O refúgio é um tema que já havia sido explorado por vários trabalhos ao longo da graduação. Mas o Projeto Via se tornou importante como trabalho acadêmico por agrupar dados e histórias em diferentes formatos: texto, foto e vídeo. Para isso foi necessário um trabalho interdisciplinar. Estudantes de Artes Visuais e Rádio TV auxiliaram na produção de ilustrações e vídeos para as reportagens. 

“Foi muito bom ter gente de outros cursos trabalhando com a gente.
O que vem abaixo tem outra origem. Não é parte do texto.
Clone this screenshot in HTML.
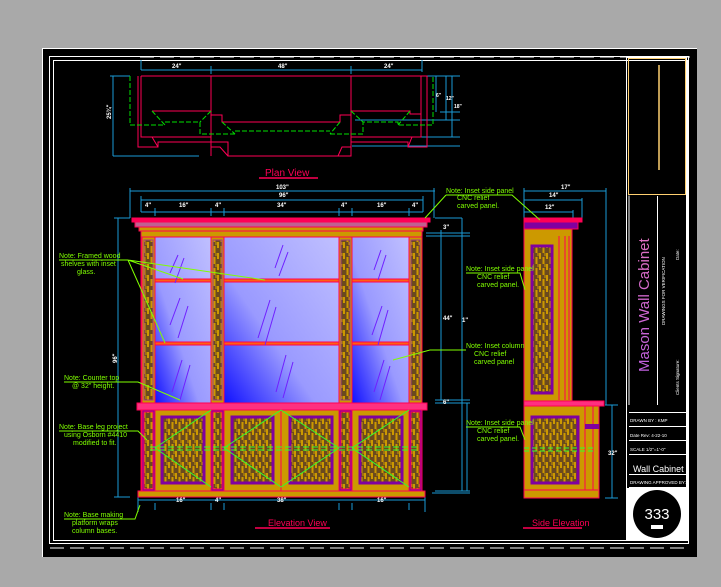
<!DOCTYPE html>
<html><head><meta charset="utf-8"><style>
html,body{margin:0;padding:0;background:#a9a9a9;width:721px;height:587px;overflow:hidden}
svg{display:block}
text{font-family:"Liberation Sans",sans-serif}
</style></head><body>
<svg width="721" height="587" viewBox="0 0 721 587" xmlns="http://www.w3.org/2000/svg">
<defs>
<linearGradient id="gl" x1="1" y1="0" x2="0" y2="1">
<stop offset="0" stop-color="#c0c0ff"/><stop offset="0.6" stop-color="#9a9aff"/><stop offset="1" stop-color="#1010ff"/></linearGradient>
<linearGradient id="gl2" x1="1" y1="0" x2="0" y2="1">
<stop offset="0" stop-color="#c0c0ff"/><stop offset="0.55" stop-color="#9a9aff"/><stop offset="1" stop-color="#1010ff"/></linearGradient>
<pattern id="wood" width="7" height="11" patternUnits="userSpaceOnUse">
<rect width="7" height="11" fill="#6b4a1e"/>
<rect x="0" y="0" width="2" height="6" fill="#cc9900"/><rect x="3.5" y="4" width="2" height="7" fill="#cc9900"/><rect x="5.5" y="0" width="1" height="3" fill="#cc9900"/>
</pattern>
<linearGradient id="tt" x1="0" y1="0" x2="1" y2="0"><stop offset="0" stop-color="#c060e0"/><stop offset="1" stop-color="#e070c0"/></linearGradient>
</defs>
<rect x="42" y="48" width="655" height="509" fill="#000"/>
<path d="M42.5 557V48.5H697" stroke="#fff" fill="none"/>
<rect x="49.5" y="56.5" width="639" height="487" fill="none" stroke="#fff"/>
<rect x="53.5" y="60.5" width="634" height="480" fill="none" stroke="#fff"/>
<path d="M50 548H690" stroke="#fff" stroke-dasharray="14 6"/>
<path d="M140 57H690" stroke="#fff" stroke-dasharray="14 6"/>

<g fill="none" stroke-width="1">
<g stroke="#1a9ad6">
<path d="M141 60V70M141 70H422M141 70V62M211 66V74M351 66V74M422 60V72M114 76H130M113 76V156M113 156H199M110 76H118M356 76H460M440 112H460M355 120H460M360 137H460M352 146H460M436 76V112M446 76V120M452 76V137M421 146H460"/>
</g>
<g stroke="#ff0055">
<path d="M141 76H427V147H408V142H351V156H228V142H158V147H138V76"/>
<path d="M141 76V137H211V142M211 76V156M351 76V156M421 76V137H351"/>
<path d="M141 137H152L158 147M421 137H412L408 147M211 147H220L228 156M351 147H342L338 156"/>
<path d="M152 111H211V115H222V122H340V115H351V111H410V114H421"/>
</g>
<g stroke="#00e000" stroke-dasharray="5 2">
<path d="M130 76V125H165M165 122H200V134H235M235 131H330M330 134H363V122H398V125H433V76"/>
<path d="M152 111L165 125M211 111L200 122M222 122L235 134M340 122L330 134M351 111L363 122M410 111L398 125"/>
</g>
</g>
<g fill="#fff" font-size="6" font-weight="bold"><text x="172" y="68">24"</text><text x="278" y="68">48"</text><text x="384" y="68">24"</text>
<text x="104" y="118" transform="rotate(-90 108 115)">25¾"</text><text x="436" y="97" font-size="5">6"</text><text x="446" y="100" font-size="5">12"</text><text x="454" y="108" font-size="5">18"</text></g>
<text x="265" y="176" fill="#ff0055" font-size="10">Plan  View</text>
<path d="M259 178H318" stroke="#ff0055" stroke-width="1.5"/>

<g stroke="#1a9ad6" fill="none">
<path d="M130 191H435M130 188V218M434 188V218M141 200H423M141 196V212M423 196V212M141 212H423M155 208V216M211 208V216M224 208V216M339 208V216M352 208V216M409 208V216"/>
<path d="M118 218V497M114 218H130M114 497H130M435 218H462M462 218V491M435 403H470M467 403V491M435 491H470M426 233H470M426 236H470M435 400H470M441 230V400M432 493H470"/>
<path d="M138 500H425M138 497V512M425 497V512M155 503V510M211 503V510M224 503V510M339 503V510M352 503V510M409 503V510"/>
</g>
<g fill="#fff" font-size="6" font-weight="bold"><text x="276" y="189">103"</text><text x="279" y="197">96"</text>
<text x="145" y="207">4"</text><text x="179" y="207">16"</text><text x="215" y="207">4"</text><text x="277" y="207">34"</text><text x="341" y="207">4"</text><text x="377" y="207">16"</text><text x="412" y="207">4"</text>
<text x="176" y="502">16"</text><text x="215" y="502">4"</text><text x="277" y="502">38"</text><text x="377" y="502">16"</text>
<text x="443" y="229">3"</text><text x="443" y="320">44"</text><text x="443" y="404">6"</text><text x="462" y="322">1"</text>
<text x="114" y="360" transform="rotate(-90 117 360)">96"</text></g>

<g stroke="#ff0055" stroke-width="1">
<rect x="132" y="218" width="298" height="4" fill="#ff0055"/>
<rect x="135" y="222" width="292" height="5" fill="#c06090"/>
<rect x="139" y="227" width="284" height="4" fill="#cc9900"/>
<rect x="141" y="231" width="281" height="6" fill="#cc9900"/>
<rect x="141" y="237" width="281" height="166" fill="#cc9900"/>
<rect x="155" y="237" width="56" height="166" fill="url(#gl)"/>
<rect x="224" y="237" width="115" height="166" fill="url(#gl)"/>
<rect x="352" y="237" width="57" height="166" fill="url(#gl2)"/>
<rect x="155" y="279" width="56" height="3" fill="#ff6010"/><rect x="155" y="342" width="56" height="3" fill="#ff6010"/>
<rect x="224" y="279" width="115" height="3" fill="#ff6010"/><rect x="224" y="342" width="115" height="3" fill="#ff6010"/>
<rect x="352" y="279" width="57" height="3" fill="#ff6010"/><rect x="352" y="342" width="57" height="3" fill="#ff6010"/>
<rect x="142" y="237" width="13" height="166" fill="#cc9900"/><rect x="144" y="240" width="9" height="160" fill="url(#wood)" stroke="#a04080"/>
<rect x="211" y="237" width="13" height="166" fill="#cc9900"/><rect x="213" y="240" width="9" height="160" fill="url(#wood)" stroke="#a04080"/>
<rect x="339" y="237" width="13" height="166" fill="#cc9900"/><rect x="341" y="240" width="9" height="160" fill="url(#wood)" stroke="#a04080"/>
<rect x="409" y="237" width="13" height="166" fill="#cc9900"/><rect x="411" y="240" width="9" height="160" fill="url(#wood)" stroke="#a04080"/>
<rect x="137" y="403" width="290" height="7" fill="#ff3080"/>
<rect x="141" y="410" width="281" height="81" fill="#cc9900"/>
<rect x="142" y="410" width="13" height="81" fill="#8000a0"/><rect x="144" y="412" width="9" height="77" fill="url(#wood)"/>
<rect x="211" y="410" width="13" height="81" fill="#8000a0"/><rect x="213" y="412" width="9" height="77" fill="url(#wood)"/>
<rect x="339" y="410" width="13" height="81" fill="#8000a0"/><rect x="341" y="412" width="9" height="77" fill="url(#wood)"/>
<rect x="409" y="410" width="13" height="81" fill="#8000a0"/><rect x="411" y="412" width="9" height="77" fill="url(#wood)"/>
<rect x="138" y="491" width="287" height="6" fill="#cc9900"/>
</g>
<g stroke="#8000a0" stroke-width="3" fill="url(#wood)">
<rect x="162" y="417" width="42" height="66"/><rect x="232" y="417" width="41" height="66"/><rect x="290" y="417" width="42" height="66"/><rect x="360" y="417" width="42" height="66"/>
</g>
<path d="M281 410V491" stroke="#ff0055"/>
<g stroke="#7020ff" stroke-width="1">
<path d="M170 273L178 255M175 283L184 258M275 268L283 245M279 276L288 252M374 270L381 250M378 280L386 255M170 325L180 298M178 338L188 306M258 338L270 300M265 345L276 307M372 335L382 306M378 345L388 310M172 392L182 360M180 400L190 365M276 392L286 355M283 398L293 362M374 392L384 360M380 400L390 366"/>
</g>
<g stroke="#30ff30" fill="none">
<path d="M155 448L211 410M155 448L211 487M224 448L281 410M224 448L281 487M339 448L281 410M339 448L281 487M352 448L409 410M352 448L409 487"/>
<path d="M150 447H420M150 450H420" stroke-dasharray="6 3"/>
</g>

<g stroke="#1a9ad6" fill="none">
<path d="M524 191H606M606 188V405M524 200H582M524 212H573M524 188V218M582 198V218M573 210V218M612 405V498M605 405H618M605 498H618"/>
</g>
<g fill="#fff" font-size="6" font-weight="bold"><text x="561" y="189">17"</text><text x="549" y="197">14"</text><text x="545" y="209">12"</text><text x="608" y="455">32"</text></g>
<g stroke="#ff0055">
<rect x="524" y="218" width="58" height="4" fill="#ff0055"/>
<rect x="524" y="222" width="54" height="7" fill="#8000a0"/>
<rect x="524" y="229" width="48" height="174" fill="#cc9900"/>
<path d="M559 236V400M565 236V400M569 236V400"/>
<rect x="524" y="401" width="80" height="5" fill="#ff3080"/>
<rect x="524" y="406" width="75" height="92" fill="#cc9900"/>
<path d="M585 406V490M593 406V490M524 490H598"/>
</g>
<rect x="532" y="246" width="20" height="147" fill="url(#wood)" stroke="#8000a0" stroke-width="3"/>
<rect x="532" y="417" width="46" height="66" fill="url(#wood)" stroke="#8000a0" stroke-width="3"/>
<rect x="585" y="424" width="14" height="5" fill="#8000a0"/>
<path d="M524 448H595M524 451H595" stroke="#30ff30" stroke-dasharray="5 3"/>

<g fill="#80ff00" font-size="7">
<text x="59" y="258">Note: Framed wood</text><text x="61" y="266">shelves with inset</text><text x="77" y="274">glass.</text>
<text x="64" y="380">Note: Counter top</text><text x="72" y="388">@ 32" height.</text>
<text x="59" y="429">Note: Base leg  project</text><text x="64" y="437">using Osborn  #4410</text><text x="73" y="445">modified to fit.</text>
<text x="64" y="517">Note: Base making</text><text x="72" y="525">platform wraps</text><text x="72" y="533">column bases.</text>
<text x="446" y="193">Note: Inset side panel</text><text x="457" y="200">CNC relief</text><text x="457" y="208">carved panel.</text>
<text x="466" y="271">Note: Inset side panel</text><text x="477" y="279">CNC relief</text><text x="477" y="287">carved panel.</text>
<text x="466" y="348">Note: Inset column</text><text x="474" y="356">CNC relief</text><text x="474" y="364">carved panel</text>
<text x="466" y="425">Note: Inset side panel</text><text x="477" y="433">CNC relief</text><text x="477" y="441">carved panel.</text>
</g>
<g stroke="#80ff00" fill="none">
<path d="M59 260H128L183 279M128 260L265 280M128 260L165 343M64 382H138L180 400M59 431H138L147 440M64 519H135L140 505M446 195H512L540 220M446 195L425 218M466 273H520L525 290M466 350H430L393 360M466 427H520L525 440"/>
</g>
<text x="268" y="526" fill="#ff0055" font-size="9">Elevation  View</text>
<path d="M255 528H330" stroke="#ff0055" stroke-width="1.5"/>
<text x="532" y="526" fill="#ff0055" font-size="9">Side  Elevation</text>
<path d="M523 528H582" stroke="#ff0055" stroke-width="1.5"/>

<g fill="none" stroke="#fff">
<rect x="626.5" y="57.5" width="60" height="483"/>
<path d="M629 195.5V405M657.5 196V405M629 412.5H686M629 426.5H686M629 440.5H686M629 454.5H686M629 474.5H686M629 487.5H686"/>
</g>
<rect x="628.5" y="58.5" width="57" height="136" fill="none" stroke="#ffd070"/>
<path d="M659 65V170" stroke="#ffd070" stroke-width="1.5"/>
<text x="0" y="0" transform="translate(649 372) rotate(-90)" fill="url(#tt)" font-family="Liberation Serif,serif" font-size="15">Mason Wall Cabinet</text>
<g fill="#fff" font-size="4.5">
<text transform="translate(665 325) rotate(-90)">DRAWINGS FOR VERIFICATION</text>
<text transform="translate(679 260) rotate(-90)">Date:</text>
<text transform="translate(679 395) rotate(-90)">Clients Signature:</text>
<text x="630" y="422">DRAWN BY :   KMP</text>
<text x="630" y="437">Date Rev: 4-22-10</text>
<text x="630" y="451">SCALE 1/2"=1'-0"</text>
<text x="630" y="484">DRAWING APPROVED BY:</text>
</g>
<text x="633" y="472" fill="#fff" font-size="9">Wall  Cabinet</text>
<rect x="627" y="488" width="59" height="52" fill="#fff"/>
<circle cx="657" cy="514" r="24" fill="#000"/>
<text x="657" y="519" fill="#fff" font-size="15" text-anchor="middle">333</text>
<rect x="651" y="525" width="12" height="4" fill="#fff"/>
</svg>
</body></html>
Deu mais qualidade e só mostra a importância desse contato entre os diferentes conhecimentos dentro da universidade” pontuou Amanda Casagrande.

Depois de concluído o trabalho, Sofia começou a mandar para diversos veículos de comunicação. A ideia era ampliar a abrangência, pautar outras mídias e ainda ter reconhecimento pelas reportagens feitas. O Le Monde Diplomatique – jornal francês com tiragens no Brasil – gostou e colocou a primeira das reportagens no site no dia 19 de Junho. 

“Eu saí mandando pra muitas mídias. Algumas responderam mas só faziam conteúdos exclusivos. O editor do le Monde topou e eles pediram pra adequar o texto para o padrão deles. Mas foi muito bom pelo alcance e pelo reconhecimento de ter um texto publicado em uma mídia internacional’ apontou Sofia.

O projeto entrevistou 5 mulheres refugiadas que vivem no Estado de São Paulo. Uma venezuelana, uma congolesa, uma nigeriana e 2 sírias (Imagem de arquivo)

 

O recorte de gênero foi definido antes mesmo de começar o trabalho. A temática que ainda não tinha sido escolhida. Pela importância global, o refúgio foi o assunto delimitado pela dupla. Desde 1951, foram mais de 28,5 milhões de pessoas forçadas a saírem de seus países por conflitos religiosos, políticos, étnicos, indo buscar refúgio em outro território. Os números são do Alto Comissariado das Nações Unidas para Refugiados (ACNUR). A dimensão do gênero neste conflito norteou o trabalho das duas jornalistas durante todo o processo.

Amanda e Sofia pretendem dar continuidade ao Projeto Via com a participação no 11º Prêmio Jovem Jornalista do Instituto Vladimir Herzog. O instituto vai selecionar as 10 melhores propostas de pautas que abordem o tema do refúgio.